La qualité de la donnée ne relève donc pas du simple confort : elle est une condition de validité, de rentabilité et de légitimité des outils déployés. Or, dans de nombreuses organisations, les projets technologiques échouent non par manque de puissance ou de licences, mais par absence de gouvernance : données hétérogènes, responsabilités floues, circuits de validation inexistants. Autrement dit, ce n’est pas la puissance d’un outil que les utilisateurs vont rejeter, c’est plutôt la capacité à utiliser des données à jour et à se fier aux résultats produits au sein de leurs processus.
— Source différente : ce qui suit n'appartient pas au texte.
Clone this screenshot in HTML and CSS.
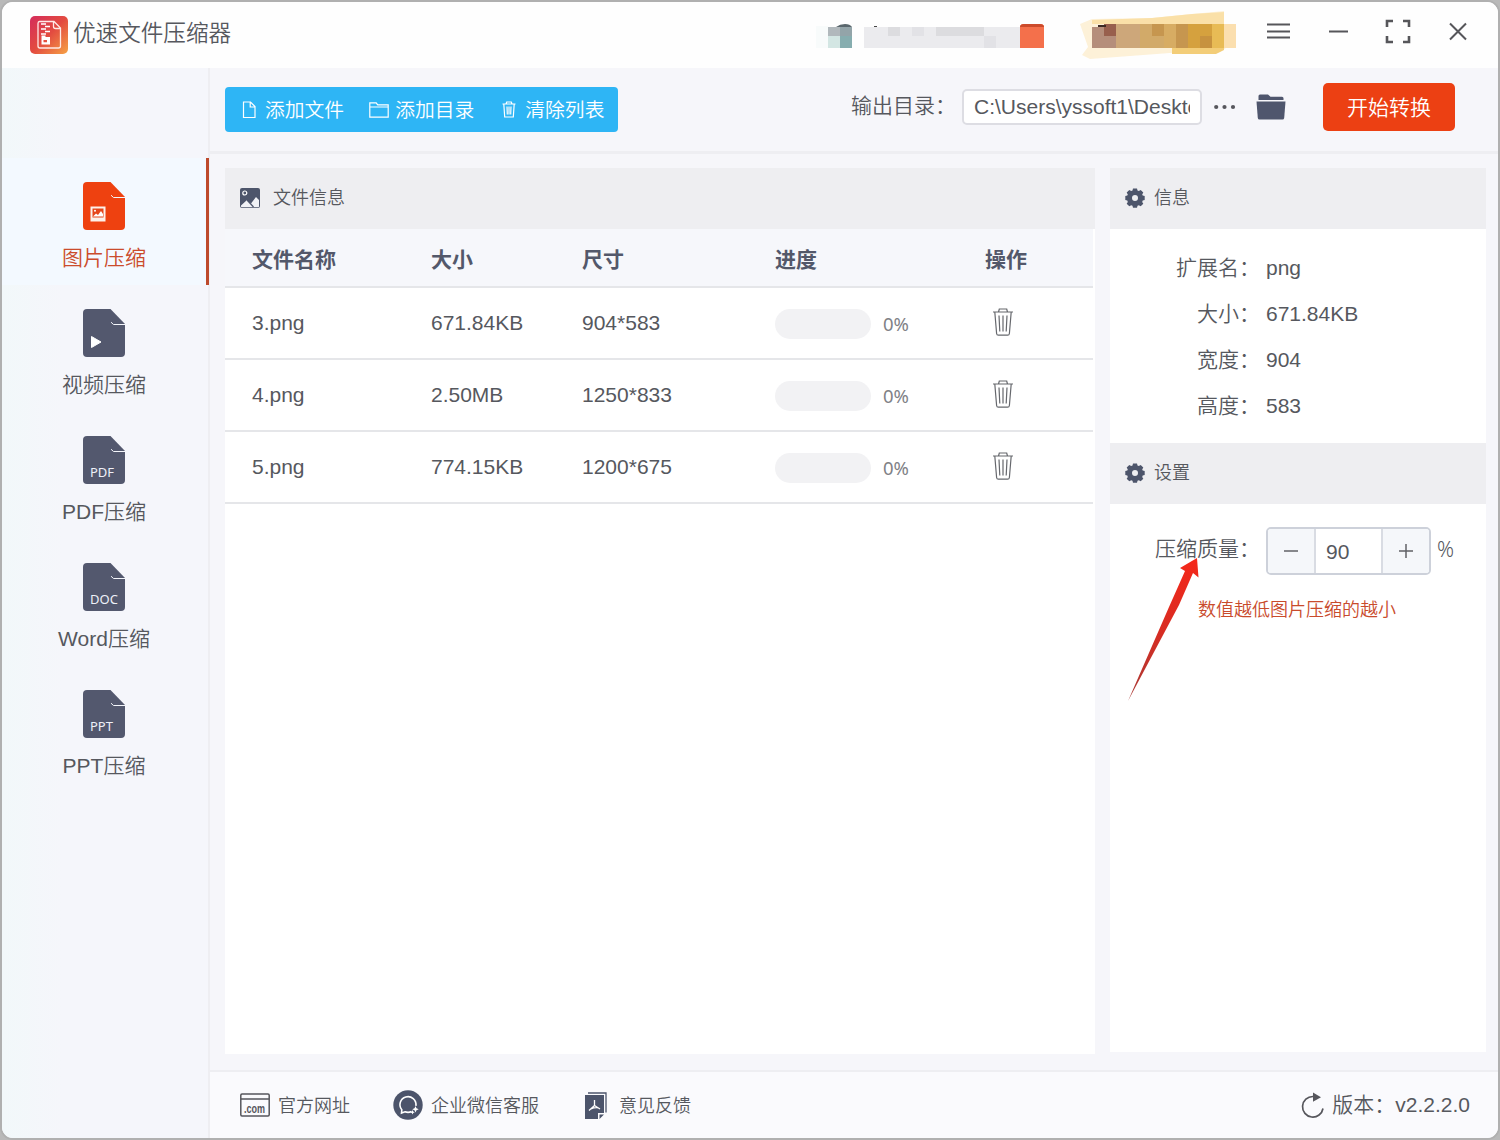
FILE: index.html
```html
<!DOCTYPE html>
<html lang="zh-CN">
<head>
  <meta charset="UTF-8">
  <meta name="viewport" content="width=device-width, initial-scale=1.0">
  <title>优速文件压缩器</title>
  <link rel="stylesheet" href="styles.css">
</head>
<body>
  <!-- Shared icons -->
  <svg class="sprite" width="0" height="0">
    <symbol id="i-file" viewBox="0 0 42 48">
      <path d="M4 0h23.500L42 15V44a4 4 0 0 1-4 4H4a4 4 0 0 1-4-4V4a4 4 0 0 1 4-4z" fill="currentColor"/>
      <path d="M28 13.200l2.500 2.300H42" fill="none" stroke="#f4f6fb" stroke-width="1"/>
    </symbol>
    <symbol id="i-trash" viewBox="0 0 20 28">
      <path d="M0 4h20M5.500 4l.8-3h7.400l.8 3M1.800 4l1.800 21.500q.2 1.700 1.800 1.700h9.200q1.600 0 1.800-1.700L18.200 4" fill="none" stroke="currentColor" stroke-width="1.200"/>
      <path d="M6 7.500l.8 16M10 7.500v16M14 7.500l-.8 16" fill="none" stroke="currentColor" stroke-width="1.200"/>
    </symbol>
    <symbol id="i-gear" viewBox="0 0 20 20">
      <path fill="currentColor" fill-rule="evenodd" d="M7.500 2.500L8 .5h4l.5 2 1.300.6L15.700 2l2.600 2.600-1.100 1.800.5 1.200 2 .5v4l-2 .5-.5 1.300 1.100 1.800-2.600 2.600-1.900-1.100-1.300.5-.5 2H8l-.5-2-1.300-.5-1.900 1.100-2.600-2.600 1.100-1.800-.5-1.300-2-.5v-4l2-.5.500-1.200L1.700 4.600 4.300 2l1.900 1.100zM10 7a3 3 0 1 0 0 6 3 3 0 0 0 0-6z"/>
    </symbol>
  </svg>

  <div class="window">
    <header class="titlebar">
      <svg class="logo" width="38" height="38" viewBox="0 0 38 38">
        <defs>
          <linearGradient id="logoFill" x1="0" y1="0" x2="1" y2="1">
            <stop offset="0" stop-color="#d42c5c"/>
            <stop offset=".5" stop-color="#e34b40"/>
            <stop offset="1" stop-color="#f6a245"/>
          </linearGradient>
        </defs>
        <rect width="38" height="38" rx="5" fill="url(#logoFill)"/>
        <path d="M9.500 5.500h14.500l6.500 6.500v18q0 2-2 2H10q-2 0-2-2V7.500q0-2 1.500-2zM23.500 6v4.500q0 2 2 2H30" fill="none" stroke="#ffe9e6" stroke-width="1.300"/>
        <path d="M11 8h5M15 10.500h5M11 13h5M15 15.500h5M11 18h5" stroke="#fff" stroke-width="1.500"/>
        <path fill="#fff" fill-rule="evenodd" d="M11.500 19.500h4v1.500h4.500v7.500h-8.500zM13.500 24v2.200h3.500V24z"/>
      </svg>
      <h1>优速文件压缩器</h1>

      <svg class="account" width="432" height="50" viewBox="810 10 432 50">
        <path d="M816 26h12v22h-12z" fill="#f8fbfb"/>
        <path d="M828 27h12v9h-12z" fill="#b1b8bc"/>
        <path d="M828 36h12v12h-12z" fill="#d3e6e3"/>
        <path d="M840 27h12v9h-12z" fill="#93a4a9"/>
        <path d="M840 36h12v12h-12z" fill="#86adaf"/>
        <path d="M836 27q4-3 9-3 5 0 7 3z" fill="#59666c"/>
        <path d="M864 27h156v21H864z" fill="#ebebee"/>
        <path d="M888 27h12v9h-12zM936 27h48v9h-48z" fill="#dcdcdf"/>
        <path d="M912 27h12v9h-12zM984 36h12v12h-12z" fill="#e2e2e6"/>
        <path d="M874 26h3v1h-3z" fill="#444"/>
        <path d="M1020 27q0-3 4-3h16q4 0 4 3v21h-24z" fill="#f4704b"/>
        <path d="M1020 27q0-3 4-3h16q4 0 4 3z" fill="#cc4b2b"/>
        <path d="M1080 24l12-5 60-1 40-4 32-3v16l12-2v23h-10l-8 5-48 0-80 6-8-4 6-8z" fill="#fdf1d8"/>
        <path d="M1092 20l60-2 40-4 32-2v12H1092z" fill="#fae0a8"/>
        <path d="M1172 48h52v2l-8 4h-44z" fill="#f3cd78"/>
        <path d="M1092 27h24v21h-24z" fill="#b58e7b"/>
        <path d="M1104 24h12v12h-12z" fill="#985f4d"/>
        <path d="M1098 25h8v2h-8z" fill="#3c2923"/>
        <path d="M1116 24h24v24h-24z" fill="#cda77a"/>
        <path d="M1140 24h24v24h-24z" fill="#d2aa69"/>
        <path d="M1152 24h12v12h-12zM1176 24h12v24h-12z" fill="#c6964f"/>
        <path d="M1164 24h12v24h-12z" fill="#d7ac63"/>
        <path d="M1188 24h24v24h-24z" fill="#d5a13e"/>
        <path d="M1200 36h12v12h-12z" fill="#c7923f"/>
        <path d="M1212 24h12v24h-12z" fill="#e8bb55"/>
        <path d="M1224 24h12v24h-12z" fill="#fbdfaf"/>
      </svg>

      <svg class="controls" width="202" height="26" viewBox="0 0 202 26" fill="none" stroke="#56565a" stroke-width="2">
        <path d="M1 6.500h23M1 13.500h23M1 19.500h23"/>
        <path d="M63 13.500h19"/>
        <path d="M121 9V3h6M137 3h6v6M143 18v6h-6M127 24h-6v-6" stroke-width="2.600"/>
        <path d="M184 5.500l16 16M200 5.500l-16 16"/>
      </svg>
    </header>

    <div class="main">
      <nav class="sidebar">
        <a class="nav-item active">
          <span class="nav-icon">
            <svg width="42" height="48"><use href="#i-file"/></svg>
            <svg class="nav-mark" width="16" height="16" viewBox="0 0 16 16">
              <path d="M.5.5h15v15H.5z" fill="#fdf1ea"/>
              <path d="M2.500 2.500h11v9h-11z" fill="#e5461b"/>
              <path d="M3 10.500l3-3 2 1.500 3-4 2 3v2.500z" fill="#fff"/>
              <circle cx="5" cy="4.800" r="1" fill="#fff"/>
            </svg>
          </span>
          <span>图片压缩</span>
        </a>
        <a class="nav-item">
          <span class="nav-icon">
            <svg width="42" height="48"><use href="#i-file"/></svg>
            <svg class="nav-mark" width="14" height="14" viewBox="0 0 14 14"><path d="M1.500 1.500l9.500 5.500-9.500 5.500z" fill="#fff" stroke="#fff" stroke-linejoin="round"/></svg>
          </span>
          <span>视频压缩</span>
        </a>
        <a class="nav-item">
          <span class="nav-icon"><svg width="42" height="48"><use href="#i-file"/></svg><b>PDF</b></span>
          <span>PDF压缩</span>
        </a>
        <a class="nav-item">
          <span class="nav-icon"><svg width="42" height="48"><use href="#i-file"/></svg><b>DOC</b></span>
          <span>Word压缩</span>
        </a>
        <a class="nav-item">
          <span class="nav-icon"><svg width="42" height="48"><use href="#i-file"/></svg><b>PPT</b></span>
          <span>PPT压缩</span>
        </a>
      </nav>

      <div class="workspace">
        <div class="toolbar">
          <div class="btn-group">
            <button>
              <svg width="14" height="18" viewBox="0 0 14 18" fill="none" stroke="currentColor" stroke-width="1.200"><path d="M1.500 1h7L13 5.500V16.500H1.500zM8.200 1v5H13"/></svg>
              添加文件
            </button>
            <button>
              <svg width="20" height="16" viewBox="0 0 20 16" fill="none" stroke="currentColor" stroke-width="1.200"><path d="M.8 15.200V.8h6.400l1.500 2h10.500v12.400zM.8 5h18.400"/></svg>
              添加目录
            </button>
            <button>
              <svg width="14" height="17" viewBox="0 0 14 17" fill="none" stroke="currentColor" stroke-width="1.200"><path d="M.5 3h13M4 3l.7-2h4.600L10 3M1.800 3l.9 13h8.600l.9-13M5 5.500l.3 8M7 5.500v8M9 5.500l-.3 8"/></svg>
              清除列表
            </button>
          </div>

          <div class="output">
            <label for="outDir">输出目录：</label>
            <input id="outDir" type="text" value="C:\Users\yssoft1\Desktop">
            <svg class="dots" width="22" height="6" viewBox="0 0 22 6" fill="#56565c"><circle cx="2.200" cy="3" r="2.100"/><circle cx="10.500" cy="3" r="2.100"/><circle cx="19" cy="3" r="2.100"/></svg>
            <svg class="folder" width="30" height="26" viewBox="0 0 30 26" fill="#4f566d"><path d="M2.500 6V2q0-1.500 1.500-1.500h8l2.500 2.200H26q1.500 0 1.500 1.500V6z"/><path d="M.5 7.500h29L28.200 24q-.2 1.500-1.700 1.500h-23Q2 25.500 1.800 24z"/></svg>
            <button class="start">开始转换</button>
          </div>
        </div>

        <div class="content">
          <section class="files">
            <div class="panel-head">
              <svg width="20" height="20" viewBox="0 0 20 20"><rect width="20" height="20" rx="2" fill="#4d556b"/><circle cx="4.800" cy="5" r="2" fill="none" stroke="#fff" stroke-width="1.200"/><path d="M1 17.500l6-5.500 4 3.500L16 9l3 3v6.500q0 .7-.7.700H1.700q-.7 0-.7-.7z" fill="#f1f2f6"/><path d="M7 12l6.500 7" stroke="#4d556b" stroke-width="1.200"/></svg>
              <span>文件信息</span>
            </div>
            <div class="row head">
              <span>文件名称</span><span>大小</span><span>尺寸</span><span>进度</span><span>操作</span>
            </div>
            <div class="row">
              <span>3.png</span><span>671.84KB</span><span>904*583</span>
              <span class="progress"><i></i><em>0%</em></span>
              <span class="action"><svg width="20" height="28"><use href="#i-trash"/></svg></span>
            </div>
            <div class="row">
              <span>4.png</span><span>2.50MB</span><span>1250*833</span>
              <span class="progress"><i></i><em>0%</em></span>
              <span class="action"><svg width="20" height="28"><use href="#i-trash"/></svg></span>
            </div>
            <div class="row">
              <span>5.png</span><span>774.15KB</span><span>1200*675</span>
              <span class="progress"><i></i><em>0%</em></span>
              <span class="action"><svg width="20" height="28"><use href="#i-trash"/></svg></span>
            </div>
          </section>

          <aside class="details">
            <div class="panel-head">
              <svg width="20" height="20"><use href="#i-gear"/></svg>
              <span>信息</span>
            </div>
            <dl class="info">
              <dt>扩展名：</dt><dd>png</dd>
              <dt>大小：</dt><dd>671.84KB</dd>
              <dt>宽度：</dt><dd>904</dd>
              <dt>高度：</dt><dd>583</dd>
            </dl>
            <div class="panel-head">
              <svg width="20" height="20"><use href="#i-gear"/></svg>
              <span>设置</span>
            </div>
            <div class="settings">
              <div class="quality">
                <span class="quality-label">压缩质量：</span>
                <div class="stepper">
                  <button><svg width="14" height="14"><path d="M0 7h14" stroke="#606266" stroke-width="1.500"/></svg></button>
                  <span>90</span>
                  <button><svg width="14" height="14"><path d="M0 7h14M7 0v14" stroke="#606266" stroke-width="1.500"/></svg></button>
                </div>
                <span class="percent">%</span>
              </div>
              <p class="hint">数值越低图片压缩的越小</p>
              <svg class="arrow" width="74" height="146" viewBox="1126 557 74 146">
                <defs>
                  <linearGradient id="arrowFill" x1="0" y1="1" x2="0" y2="0">
                    <stop offset="0" stop-color="#a83a35"/>
                    <stop offset=".5" stop-color="#d92c22"/>
                    <stop offset="1" stop-color="#f5281a"/>
                  </linearGradient>
                </defs>
                <path d="M1197 558l1.500 19.500-5.500-4.500-14 32-51 96 41-94 16-36-5-3z" fill="url(#arrowFill)"/>
              </svg>
            </div>
          </aside>
        </div>

        <footer class="footer">
          <a>
            <svg width="30" height="24" viewBox="0 0 30 24"><path d="M2 1h26q1.200 0 1.200 1.200v19.600q0 1.200-1.200 1.200H2q-1.200 0-1.200-1.200V2.200Q.8 1 2 1zM1 6h28" fill="none" stroke="#56565c" stroke-width="1.500"/><text x="4" y="20" class="dotcom" textLength="21" lengthAdjust="spacingAndGlyphs">.com</text></svg>
            <span>官方网址</span>
          </a>
          <a>
            <svg width="30" height="30" viewBox="0 0 30 30"><circle cx="15" cy="15" r="14.700" fill="#4c546b"/><path d="M18.500 21.500Q15.500 23 12 21.800l-3.500 1.200.3-3.200a8 8 0 1 1 14.100-4" fill="none" stroke="#fff" stroke-width="1.600"/><path d="M22.500 16l1 2.200 2.200 1-2.200 1-1 2.200-1-2.200-2.200-1 2.200-1zM19.500 20l.7 1.500 1.500.7-1.500.7-.7 1.500-.7-1.500-1.500-.7 1.500-.7z" fill="#fff"/></svg>
            <span>企业微信客服</span>
          </a>
          <a>
            <svg width="22" height="27" viewBox="0 0 22 27"><path d="M3 1h18v19.500" fill="none" stroke="#4c546b" stroke-width="1.300"/><path d="M0 3h19v18h-6v6H0zM14.500 22.500H19L14.500 27z" fill="#4c546b"/><path d="M9.500 8v5.500L4 18.500M9.500 13.500l5.500 3.500M6 16.800q3.500-1.500 7.500-1" fill="none" stroke="#fff" stroke-width="1.300"/></svg>
            <span>意见反馈</span>
          </a>
          <div class="version">
            <svg width="24" height="27" viewBox="0 0 24 27"><path d="M12 4.500a10.300 10.300 0 1 0 10 12" fill="none" stroke="#56565c" stroke-width="1.700"/><path d="M12 .5l8 4.800-8 4.500z" fill="#56565c"/></svg>
            <span>版本：v2.2.2.0</span>
          </div>
        </footer>
      </div>
    </div>
  </div>
</body>
</html>
```
FILE: styles.css
```css
* {
  box-sizing: border-box;
}
html, body {
  margin: 0;
  height: 100%;
  overflow: hidden;
}
body {
  background: #b9b9b9;
  font-family: "Liberation Sans", "Noto Sans CJK SC", sans-serif;
  font-size: 21px;
  font-weight: 350;
  color: #56585e;
}
svg {
  display: block;
  flex-shrink: 0;
}
button {
  font: inherit;
  border: 0;
  padding: 0;
}
.sprite {
  position: absolute;
}
.window {
  width: 1500px;
  height: 1140px;
  border: 2px solid #b0b0b0;
  border-radius: 13px;
  background: #f6f6fa;
  display: flex;
  flex-direction: column;
  overflow: hidden;
}

/* Title bar */
.titlebar {
  height: 66px;
  flex-shrink: 0;
  background: #fefefe;
  display: flex;
  align-items: flex-start;
  padding: 14px 30px 0 28px;
}
.titlebar h1 {
  margin: 2px 0 0 5px;
  font-size: 22.600px;
  font-weight: inherit;
  line-height: 32px;
}
.account {
  margin: -6px 24px 0 auto;
}
.controls {
  margin-top: 2px;
}

.main {
  flex: 1;
  display: flex;
  min-height: 0;
}

/* Left navigation */
.sidebar {
  width: 208px;
  border-right: 2px solid #eeeef2;
  padding-top: 90px;
  background: linear-gradient(90deg, #f2f8fa, #f5f6fb 60px);
}
.nav-item {
  height: 127px;
  padding: 24px 2px 0 0;
  display: flex;
  flex-direction: column;
  align-items: center;
  line-height: 30px;
}
.nav-item.active {
  background: #f3f9ff;
  border-right: 3px solid #bd4a2c;
  padding-right: 0;
  margin-right: -1px;
  color: #cb4c2c;
}
.nav-icon {
  position: relative;
  color: #53586e;
  margin-bottom: 13px;
}
.active .nav-icon {
  color: #ee4110;
}
.nav-mark {
  position: absolute;
  left: 7px;
  bottom: 8px;
}
.nav-icon b {
  position: absolute;
  left: 7px;
  bottom: 3px;
  font: 13px/18px "Noto Sans", sans-serif;
  color: #eef0f8;
}

.workspace {
  flex: 1;
  min-width: 0;
  display: flex;
  flex-direction: column;
}

/* Toolbar */
.toolbar {
  height: 86px;
  border-bottom: 3px solid #eeeef2;
  display: flex;
  align-items: flex-start;
  justify-content: space-between;
  padding: 15px 43px 0 15px;
}
.btn-group {
  width: 393px;
  height: 45px;
  margin-top: 4px;
  padding-left: 17px;
  border-radius: 4px;
  background: #2eb5f5;
  display: flex;
  align-items: center;
}
.btn-group button {
  display: flex;
  align-items: center;
  gap: 9px;
  background: none;
  color: #fff;
  font-size: 19.800px;
  line-height: 30px;
}
.btn-group button:nth-child(2) {
  gap: 6px;
  margin: 0 28px 0 25px;
}
.output {
  display: flex;
  align-items: center;
}
.output label {
  width: 111px;
  margin-top: -7px;
}
.output input {
  width: 240px;
  height: 36px;
  padding: 0 10px;
  border: 2px solid #dddde3;
  border-radius: 5px;
  background: #fff;
  font: inherit;
  color: inherit;
}
.dots {
  margin: 0 20px 0 12px;
}
.start {
  width: 132px;
  height: 48px;
  margin-left: 37px;
  padding-bottom: 3px;
  border-radius: 5px;
  background: #ec4013;
  color: #fff;
}

/* Panels */
.content {
  flex: 1;
  display: flex;
  gap: 14px;
  padding: 14px 12px 16px 15px;
}
.files {
  width: 871px;
  background: #fff;
  border-right: 1px solid #f6f6fa;
}
.details {
  width: 376px;
  height: 884px;
  background: #fff;
}
.panel-head {
  height: 61px;
  padding: 0 15px 6px;
  display: flex;
  align-items: center;
  gap: 13px;
  background: #eeeef1;
  font-size: 18px;
}
.panel-head svg {
  margin-top: 5px;
  color: #4d556b;
}
.details .panel-head {
  gap: 9px;
}

/* File table */
.row {
  height: 72px;
  margin-right: 2px;
  padding-left: 27px;
  display: grid;
  grid-template-columns: 179px 151px 193px 210px 1fr;
  align-items: center;
  border-bottom: 2px solid #e5e6e9;
}
.row.head {
  height: 59px;
  background: #f6f7fb;
  font-weight: 700;
  color: #53586a;
}
.progress {
  display: flex;
  align-items: center;
  gap: 12px;
  padding-top: 2px;
}
.progress i {
  width: 96px;
  height: 30px;
  border-radius: 15px;
  background: #f2f2f4;
}
.progress em {
  padding-bottom: 2px;
  font: 18.500px "Noto Sans", sans-serif;
  color: #808186;
}
.action {
  padding: 0 0 2px 8px;
  color: #66686d;
}

/* File details */
.info {
  height: 214px;
  margin: 0;
  padding-top: 16px;
  display: grid;
  grid-template-columns: 150px 1fr;
  grid-auto-rows: 46px;
  column-gap: 6px;
  line-height: 46px;
}
.info dt {
  text-align: right;
}
.info dd {
  margin: 0;
}

/* Compression settings */
.settings {
  position: relative;
  padding-top: 23px;
}
.quality {
  display: flex;
}
.quality-label {
  width: 156px;
  padding-left: 45px;
  line-height: 44px;
}
.stepper {
  width: 165px;
  height: 48px;
  display: flex;
  border: 2px solid #cdd1da;
  border-radius: 5px;
  overflow: hidden;
  line-height: 46px;
}
.stepper button {
  width: 46px;
  background: #f5f7fa;
  display: flex;
  align-items: center;
  justify-content: center;
}
.stepper span {
  flex: 1;
  padding-left: 10px;
  border: solid #d9dce3;
  border-width: 0 2px;
}
.percent {
  padding-left: 6px;
  font: 300 21px/44px "Noto Sans", sans-serif;
}
.hint {
  margin: 21px 0 0 88px;
  font-size: 18px;
  line-height: 28px;
  color: #c94b2c;
}
/* Pointer lies over the quality label */
.arrow {
  position: absolute;
  left: 16px;
  top: 53px;
}

/* Footer */
.footer {
  height: 68px;
  flex-shrink: 0;
  border-top: 2px solid #eeeef2;
  background: #fafafd;
  display: flex;
  align-items: center;
  padding: 0 28px 0 30px;
  font-size: 18px;
}
.footer a {
  display: flex;
  align-items: center;
  gap: 8px;
  margin-right: 43px;
}
.footer a:nth-child(3) {
  gap: 12px;
  margin-left: 3px;
}
.footer span {
  margin-top: -2px;
}
.dotcom {
  font: bold 12px "Liberation Sans", sans-serif;
  fill: #56565c;
}
.version {
  display: flex;
  align-items: center;
  gap: 7px;
  margin-left: auto;
  font-size: 21px;
}
.version span {
  margin-top: -4px;
}
```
Pour y remédier, plusieurs leviers peuvent être activés :
- Automatiser les contrôles de qualité : détection des valeurs manquantes, standardisation des terminologies, identification des incohérences ;
- Définir des modèles de données interopérables : pour garantir la cohérence entre systèmes et éviter les silos ;
- Intégrer la gouvernance au niveau des interfaces : via une gestion rigoureuse des API (découvrabilité, sécurité, scalabilité, documentation).
Attention à ne pas se méprendre, la gouvernance des données n’est pas un frein à l’innovation technologique : elle est le garde-fou qui garantit que les outils soient correctement exploités (en termes de qualité, risque cyber, processus et exploitation).
L’exemple de l’économie circulaire : la donnée comme condition de pilotage environnemental
Un exemple emblématique peut être celui de la transition écologique, qui impose aux entreprises industrielles de repenser en profondeur leurs modèles. Dans un contexte où la circularité devient une exigence (réglementaire, stratégique, sociétale), la transformation ne peut se limiter aux flux physiques. Elle repose tout autant sur une infrastructure d’information robuste, sans laquelle aucun pilotage environnemental n’est possible.
Traçabilité des composants, réparabilité des produits, mesure de l’empreinte carbone, identification des points de rupture dans le cycle de vie : autant d’enjeux qui exigent des données précises, interopérables et standardisées. Les dispositifs tels que le Passeport Numérique de Produit ou des démarches d’Analyse du Cycle de Vie (ACV), sont autant d’exemples qui nécessitent non seulement la collecte d’informations fiables, mais aussi leur communication dans un cadre de gouvernance multipartite, entre industriels, sous-traitants, distributeurs, réparateurs et utilisateurs finaux.

L’évolution vers les modèles circulaires implique ainsi par exemple :
- L’identification d’attributs critiques de durabilité dès la conception : matières premières, durée de vie estimée, critères de démontabilité, origine géographique ;
- La mise en place de dispositifs d’identification numérique robustes : QR codes, balises NFC, systèmes distribués, permettant d’associer chaque produit à son historique ;
- L’harmonisation des indicateurs clés : comme le eDIM (Estimated Disassembly Time), pour comparer produits et fournisseurs sur des bases communes ;
- La sécurisation des données de traçabilité : via des solutions auditables, telles que les registres distribués ou les blockchains privées.
Autant d’éléments qui ne relèvent pas de seulement de la communication, mais du pilotage opérationnel de la transformation.
Articuler les grandes transformations
Un constat s’impose : il ne peut y avoir de transformation à grande échelle sans gouvernance de la donnée. Cette dernière dépasse largement le cadre de la conformité : elle constitue l’armature clé permettant de faire dialoguer technologie, métier, réglementation et durabilité.
Encore faut-il éviter deux écueils fréquents : d’un côté, la dérive techniciste (catalogues, outils, référentiels déconnectés des usages) ; de l’autre, la paralysie stratégique (grands plans sans débouchés opérationnels). L’enjeu n’est pas de normer pour normer, mais bien de rendre la donnée actionnable, fiable et partagée.
Cela suppose :
- D’ancrer la gouvernance dans les cas d’usage concrets : fiabilité d’un indicateur stratégique, sécurisation d’un flux réglementé, performance d’un parcours client ;
- De désigner des responsables par domaine (data owners, référents métiers) pour garantir la qualité et l’accès et la circulation des données critiques ;
- D’introduire les outils de manière progressive, une fois les besoins et rôles clarifiés : la technologie ne crée pas de gouvernance, elle l’accélère si elle est bien appréhendée ;
- De mesurer en continu les résultats obtenus : réduction des erreurs, amélioration des prévisions, fluidité des échanges, appropriation des référentiels.
La gouvernance des données n’est pas un chantier parallèle aux transformations en cours : elle en est une condition. En fiabilisant les technologies, en objectivant les impacts environnementaux, en optimisant les processus métier et en sécurisant les usages, elle constitue l’un des rares leviers transversaux capables d’articuler innovation, régulation et performance.